-- Start of Extracted entries --
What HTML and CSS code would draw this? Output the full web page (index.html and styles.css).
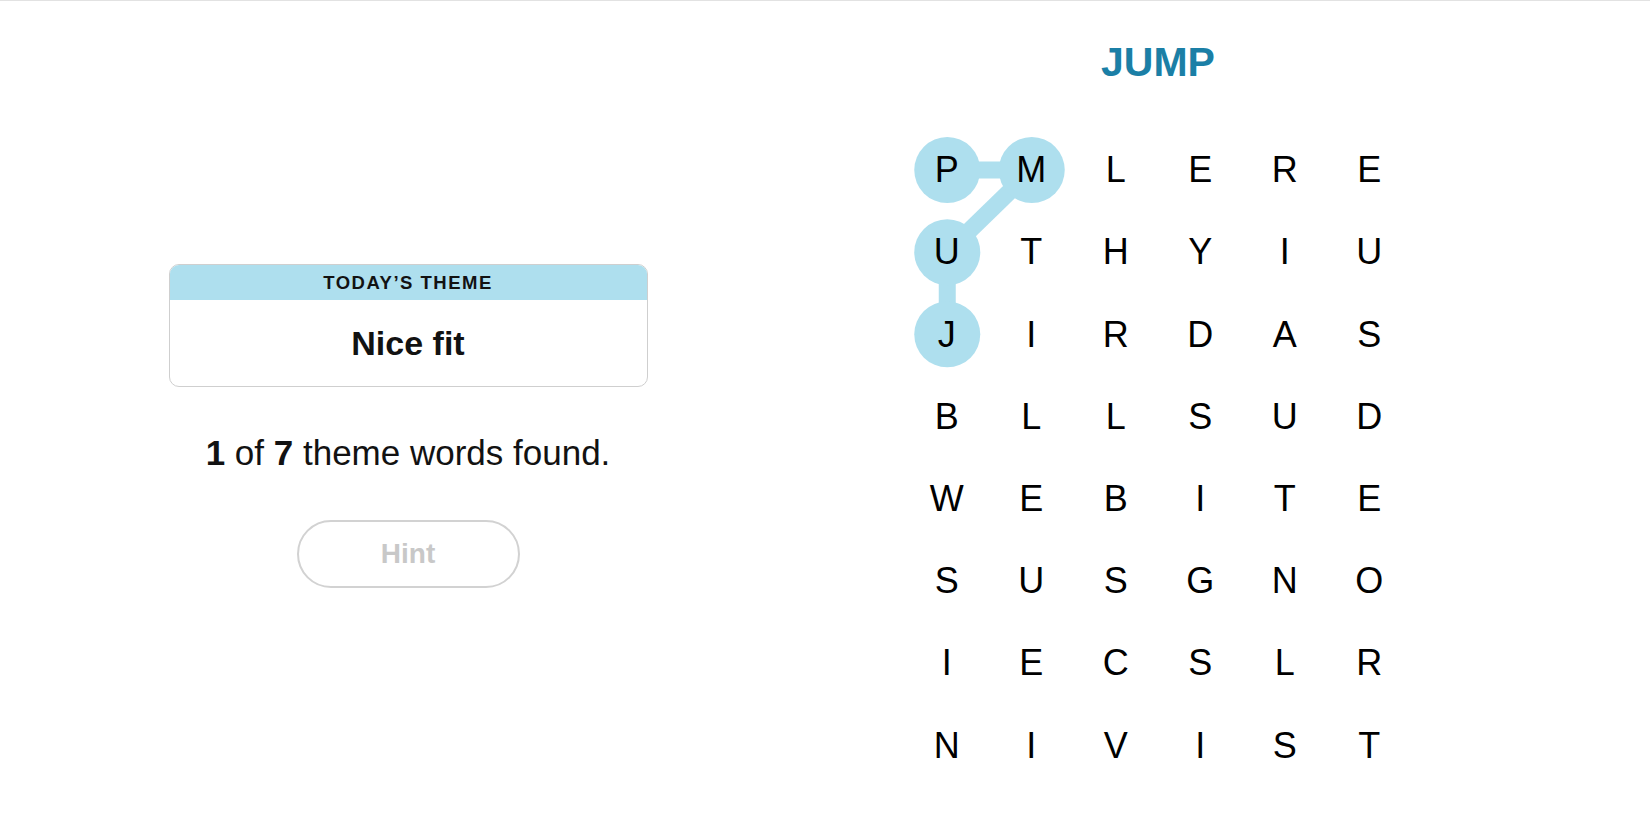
FILE: index.html
```html
<!DOCTYPE html>
<html lang="en">
<head>
  <meta charset="UTF-8" />
  <title>Strands</title>
  <link rel="stylesheet" href="styles.css">
</head>
<body>
  <div class="page">
    <section class="sidebar">
      <div class="theme-card">
        <div class="theme-label">TODAY’S THEME</div>
        <div class="theme-name">Nice fit</div>
      </div>
      <p class="progress"><b>1</b> of <b>7</b> theme words found.</p>
      <button class="hint-btn" disabled>Hint</button>
    </section>

    <section class="board">
      <h1 class="current-word">JUMP</h1>
      <div class="grid">
        <svg class="path" viewBox="0 0 507 658" preserveAspectRatio="none">
          <g stroke="#aedfee" stroke-width="17" fill="none">
            <line x1="42.25" y1="41.1" x2="126.75" y2="41.1" />
            <line x1="126.75" y1="41.1" x2="42.25" y2="123.3" />
            <line x1="42.25" y1="123.3" x2="42.25" y2="205.5" />
          </g>
          <g fill="#aedfee">
            <circle cx="42.25" cy="41.1" r="33" />
            <circle cx="126.75" cy="41.1" r="33" />
            <circle cx="42.25" cy="123.3" r="33" />
            <circle cx="42.25" cy="205.5" r="33" />
          </g>
        </svg>
        <span>P</span><span>M</span><span>L</span><span>E</span><span>R</span><span>E</span>
        <span>U</span><span>T</span><span>H</span><span>Y</span><span>I</span><span>U</span>
        <span>J</span><span>I</span><span>R</span><span>D</span><span>A</span><span>S</span>
        <span>B</span><span>L</span><span>L</span><span>S</span><span>U</span><span>D</span>
        <span>W</span><span>E</span><span>B</span><span>I</span><span>T</span><span>E</span>
        <span>S</span><span>U</span><span>S</span><span>G</span><span>N</span><span>O</span>
        <span>I</span><span>E</span><span>C</span><span>S</span><span>L</span><span>R</span>
        <span>N</span><span>I</span><span>V</span><span>I</span><span>S</span><span>T</span>
      </div>
    </section>
  </div>
</body>
</html>
```

FILE: styles.css
```css
* {
  box-sizing: border-box;
}

html, body {
  margin: 0;
  height: 100%;
  background: #fff;
  font-family: 'Liberation Sans', Arial, sans-serif;
  color: #121212;
}

.page {
  display: flex;
  height: 825px;
  border-top: 1px solid #e2e2e2;
  overflow: hidden;
}

/* left side: theme + progress */
.sidebar {
  flex: 0 0 816px;
  display: flex;
  flex-direction: column;
  align-items: center;
  padding-top: 263px;
}

.theme-card {
  width: 479px;
  border: 1px solid #cfcfcf;
  border-radius: 10px;
  overflow: hidden;
}

.theme-label {
  height: 35px;
  background: #aedfee;
  font-size: 18.5px;
  font-weight: 700;
  letter-spacing: 1.5px;
  display: flex;
  align-items: center;
  justify-content: center;
  padding-top: 1px;
}

.theme-name {
  height: 86px;
  display: flex;
  align-items: center;
  justify-content: center;
  font-size: 34px;
  font-weight: 700;
}

.progress {
  margin: 45px 0 0;
  font-size: 35px;
  line-height: 1.2;
}

.hint-btn {
  margin-top: 46px;
  width: 223px;
  height: 68px;
  border: 2px solid #d2d2d2;
  border-radius: 34px;
  background: #fff;
  color: #c8c8c8;
  font-family: inherit;
  font-size: 28px;
  font-weight: 700;
}

/* right side: the board */
.board {
  flex: 0 0 684px;
  display: flex;
  flex-direction: column;
  align-items: center;
}

.current-word {
  margin: 37px 0 0;
  font-size: 41px;
  line-height: 1.2;
  font-weight: 700;
  color: #1b7fa6;
}

.grid {
  position: relative;
  isolation: isolate;
  margin-top: 42px;
  display: grid;
  grid-template-columns: repeat(6, 84.5px);
  grid-auto-rows: 82.2px;
}

.grid .path {
  position: absolute;
  inset: 0;
  width: 100%;
  height: 100%;
  z-index: -1;
}

.grid span {
  display: flex;
  align-items: center;
  justify-content: center;
  font-size: 36px;
  color: #000;
}
```
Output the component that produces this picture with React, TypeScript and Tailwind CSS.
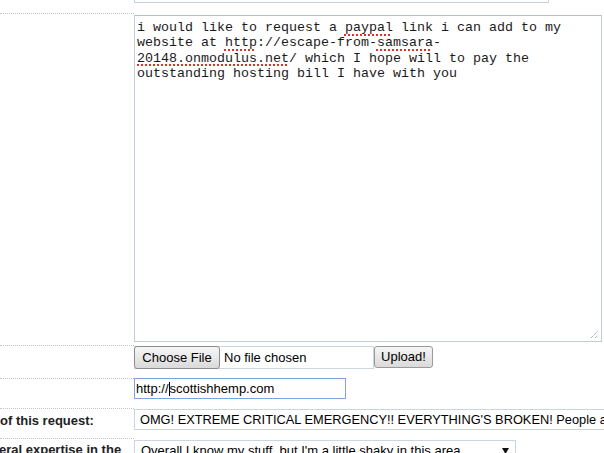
import React from "react";

const sq = "underline decoration-dotted decoration-[#e0302a] decoration-[1.5px] underline-offset-[3px]";

export default function App() {
  return (
    <div className="w-[604px] h-[453px] overflow-hidden bg-white font-['Liberation_Sans',Arial,sans-serif] text-[13px] text-black">
      <div className="-mt-[20px] flex flex-col">
        {/* Row A (partially visible) */}
        <div className="flex h-[33px]">
          <div className="w-[134px] shrink-0 border-t border-dotted border-[#c4c4c4]" />
          <div className="h-[23px] w-[415px] border border-[#c6d2de] bg-white" />
        </div>

        {/* Row B textarea */}
        <div className="flex h-[332px]">
          <div className="w-[134px] shrink-0 border-t border-dotted border-[#c4c4c4]" />
          <div className="relative mt-[2px] h-[327px] w-[468px] border border-[#bfccd9] border-t-[#b3c2d1] bg-white px-[2px] pt-[4px] font-['Liberation_Mono','Courier_New',monospace] text-[13.33px] leading-[15.3px] text-[#1a1a1a]">
            <div className="whitespace-pre">
              {"i would like to request a "}
              <span className={sq}>paypal</span>
              {" link i can add to my"}
              <br />
              {"website at "}
              <span className={sq}>http</span>
              {"://escape-from-"}
              <span className={sq}>samsara</span>
              {"-"}
              <br />
              <span className={sq}>20148.onmodulus.net</span>
              {"/ which I hope will to pay the"}
              <br />
              {"outstanding hosting bill I have with you"}
            </div>
            <svg className="absolute right-[2px] bottom-[2px]" width="9" height="9" viewBox="0 0 9 9">
              <line x1="1" y1="8" x2="8" y2="1" stroke="#8a8a8a" strokeWidth="1" strokeDasharray="1 1" />
              <line x1="5" y1="8" x2="8" y2="5" stroke="#8a8a8a" strokeWidth="1" strokeDasharray="1 1" />
            </svg>
          </div>
        </div>

        {/* Row C file */}
        <div className="flex h-[33px]">
          <div className="w-[134px] shrink-0 border-t border-dotted border-[#c4c4c4]" />
          <div className="mt-[1px] flex items-start">
            <div className="flex h-[23px] w-[240px] items-center border-y border-r border-[#cbd6e2] bg-white">
              <button className="-my-px flex h-[23px] w-[86px] items-center justify-center rounded-[3px] border border-[#8c8c8c] bg-gradient-to-b from-[#f6f6f6] to-[#dadada] text-[13px] text-black">
                Choose File
              </button>
              <span className="ml-[4px] text-[13px]">No file chosen</span>
            </div>
            <button className="flex h-[22px] w-[59px] items-center justify-center rounded-[3px] border border-[#9a9a9a] bg-gradient-to-b from-[#f6f6f6] to-[#dadada] text-[13px] text-black">
              Upload!
            </button>
          </div>
        </div>

        {/* Row D url */}
        <div className="flex h-[30px]">
          <div className="w-[134px] shrink-0 border-t border-dotted border-[#c4c4c4]" />
          <div className="flex h-[21px] w-[212px] items-center border border-[#7aa6db] bg-white pl-[1px] text-[13px]">
            <span>http://</span>
            <span className="inline-block h-[14px] w-px bg-black" />
            <span>scottishhemp.com</span>
          </div>
        </div>

        {/* Row E */}
        <div className="flex h-[30px]">
          <div className="w-[134px] shrink-0 overflow-hidden border-t border-dotted border-[#c4c4c4] pt-[4px]">
            <div className="whitespace-nowrap text-[13px] font-bold leading-[15px] text-[#222]">of this request:</div>
          </div>
          <div className="mt-[1px] flex h-[21px] w-[480px] shrink-0 items-center overflow-hidden border border-[#c9d5e1] bg-white pl-[5px] text-[12.8px] whitespace-nowrap">
            OMG! EXTREME CRITICAL EMERGENCY!! EVERYTHING&apos;S BROKEN! People are dying
          </div>
        </div>

        {/* Row F */}
        <div className="flex h-[40px]">
          <div className="w-[134px] shrink-0 overflow-hidden border-t border-dotted border-[#c4c4c4] pt-[3px]">
            <div className="-ml-[1px] whitespace-nowrap text-[13px] font-bold leading-[15px] text-[#222]">eral expertise in the</div>
          </div>
          <div className="mt-[2px] flex h-[22px] w-[382px] shrink-0 items-center justify-between border border-[#c9d5e1] bg-white pl-[6px] pr-[6px] text-[13px]">
            <span className="whitespace-nowrap">Overall I know my stuff, but I&apos;m a little shaky in this area</span>
            <svg width="7" height="6" viewBox="0 0 7 6">
              <path d="M0 0 H7 L3.5 6 Z" fill="#111" />
            </svg>
          </div>
        </div>
      </div>
    </div>
  );
}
-- End of Extracted entries --
▶ [What to do]:
Skip all pictures. Retype exactly the span whose first line is the one with "Output the component" and whose last line is the one with "decoration-dotted decoration-[#e0302a] decoration-[1.5px]".

▶ [Task solution]:
Output the component that produces this picture with React, TypeScript and Tailwind CSS.
import React from "react";

const sq = "underline decoration-dotted decoration-[#e0302a] decoration-[1.5px] underline-offset-[3px]";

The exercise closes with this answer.